At the beginning of his military career, Zapata Gonzalez recalled seeing his Hispanic culture and accent as a weakness; but “through passion and perseverance it has become my biggest strength,” he explained.

“My Spanish capacity is essential for my job and besides the communication aspect, my heritage makes me able to relate to our Latin American students so we can create trust and partnership on another level that no other person or country can replicate,” he said.

“Also,” he added, “working at the Inter-American Air Forces Academy made me realize the importance of the Hispanics in the military and the impact that different cultures have on our military.”

Those who claim to be Latino or Hispanic make up 17.6% of the active duty force, numbering 235,972 as of July 2021, according to the Defense Manpower Data Center.

As of June 2021, 15.9% of active duty Airmen claim Latino or Hispanic as their ethnicity, according to the Air Force Personnel Center.

“Diversity is one of the most powerful weapons that our military has, it can’t be replicated by other nations and it’s a reflection of our country,” Zapata Gonzalez said.

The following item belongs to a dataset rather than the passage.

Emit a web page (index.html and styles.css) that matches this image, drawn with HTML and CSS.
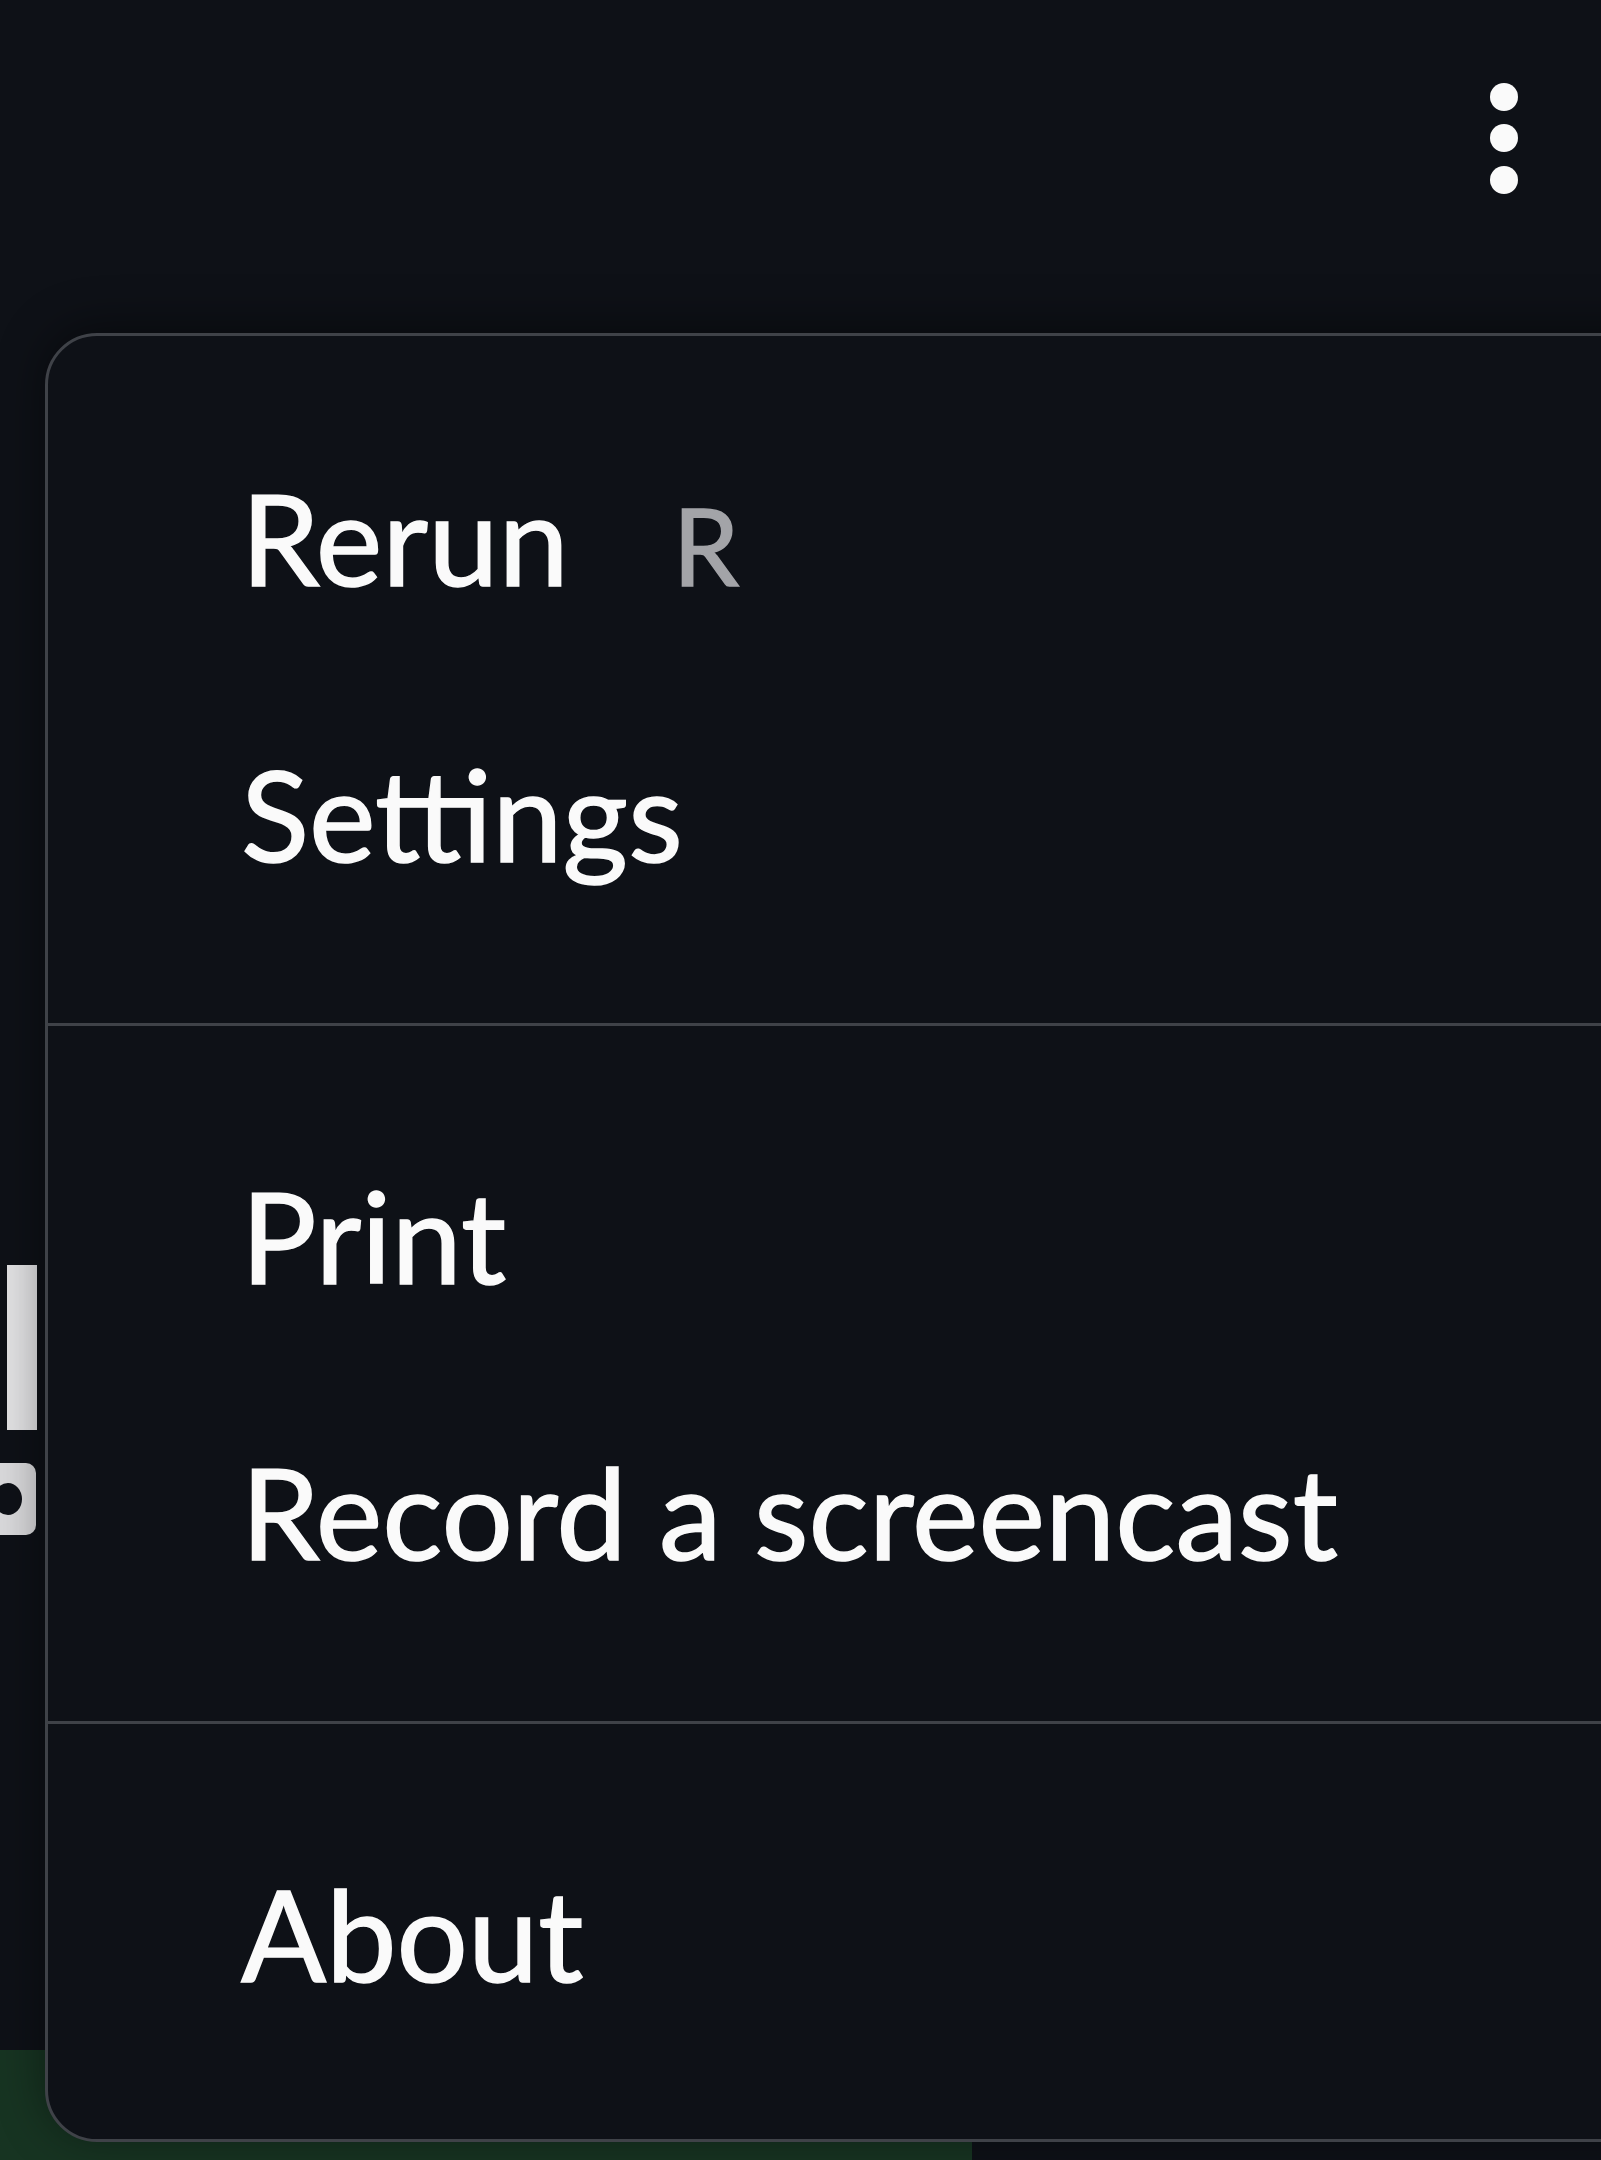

“I am blessed to be able to support Mexico, my country of birth, as an international instructor while representing the United States, the country that gave me a second chance and the opportunity of making my family proud,” he concluded.

Hispanics have a profound and positive influence on our country through their strong commitment to family, faith, hard work and service, added Maria Rodriguez, JBSA affirmative employment program manager. “They have enhanced and shaped our national character with centuries-old traditions that reflect the multi-ethnic and multicultural customs of their community.”

In celebration of National Hispanic Heritage Month, JBSA displayed posters across its installations, including all JBSA libraries and Military and Family Readiness Centers.